Esta exhumación es parte de las primeras investigaciones relacionadas al caso que se sigue en el Juzgado de Primera Instancia de San Sebastián. El caso aún tiene más retos, como individualizar la acusación. Hasta ahora, explica el acusador particular del caso, David Morales, ha sido difícil tener acceso a documentos militares de la época para poder empezar a señalar responsabilidades específicas.

Además, “Silvana Turner no se pudo llevar los restos ni el ADN”, indica Irene Gómez, trabajadora de Cristosal, una organización que labora directamente con los supervivientes de la masacre y brinda apoyo jurídico. Ella sostiene que debido a que la exhumación se extendió un día más, hubo un atraso en el permiso final para sacar las muestras.

Los huesos ahora están siendo resguardados por Medicina Legal. El 6 de noviembre, el juez de Primera Instancia de San Sebastián giró un oficio en el que autorizó la salida de la muestra del país. Pero una gestión con la embajada argentina demoró. “Ahorita lo que ha quedado es que le manden (a Turner), a través de la valija diplomática, las muestras para hacer la respectiva evaluación”, argumenta Gómez.
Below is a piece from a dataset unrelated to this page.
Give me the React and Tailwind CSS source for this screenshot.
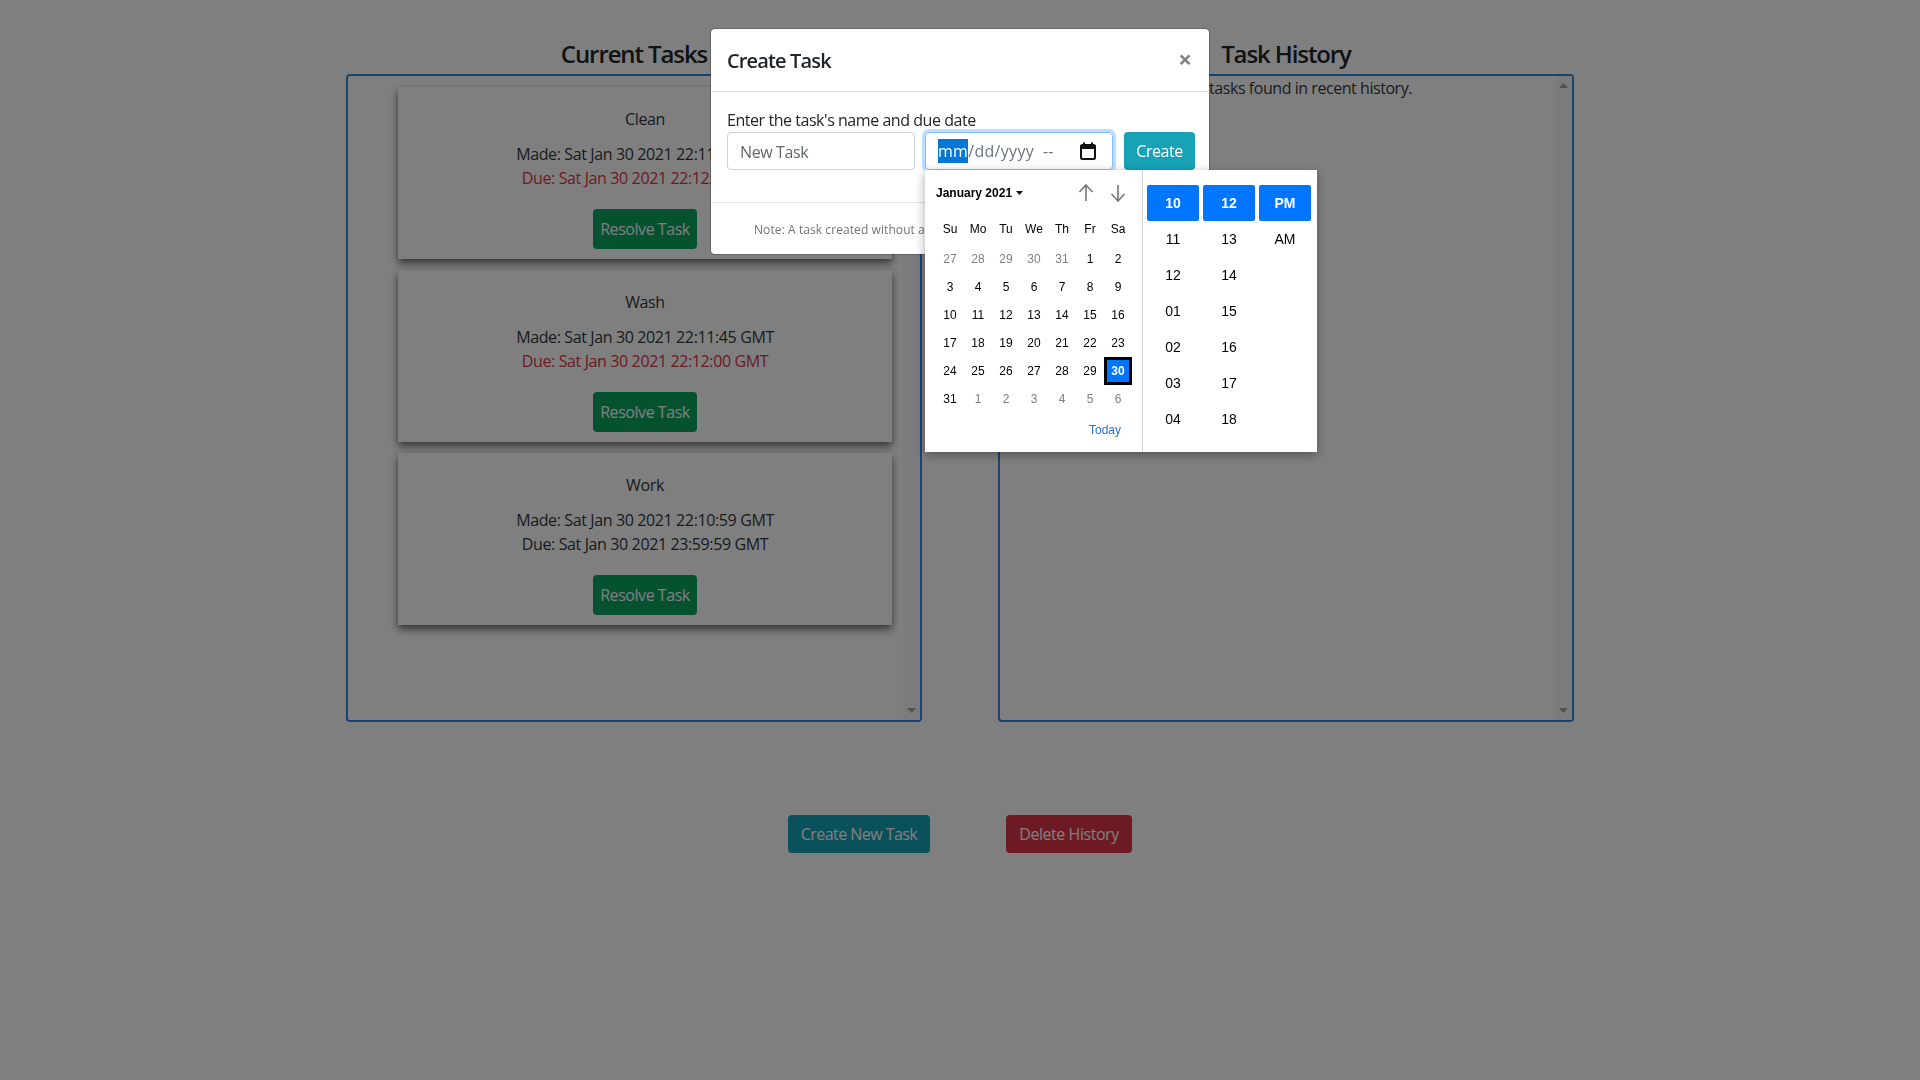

“La posibilidad de recuperar ADN de los restos existe; no obstante, debido al mal estado de preservación, se definirá más claramente al momento del análisis de laboratorio”, comenta Silvana Turner a través de un correo electrónico. A ella se le pregunta cuánto tiempo demora, usualmente, el análisis de las muestras. “No puedo dar mucha precisión, pero normalmente calculamos alrededor de dos meses mínimo desde el momento en que las muestras llegan a Argentina”, responde.

Mientras tanto, Juana sigue esperando que le devuelvan los restos. Ella planea hacer, por fin, una vigilia, un rezo y un entierro digno. No los va a enterrar en un cementerio, volverán al lugar en el que han permanecido por 36 años, cerca del río Amatitán. Mientras habla de esto, dos de sus nietas pequeñas juegan en el patio. Sonríen, tienen el pelo liso y castaño. Les encanta jugar en la tierra.

Técnica especializada. El personal del Instituto de Medicina Legal apartó con brochas y palas la tierra para descubrir los restos y no dañarlos.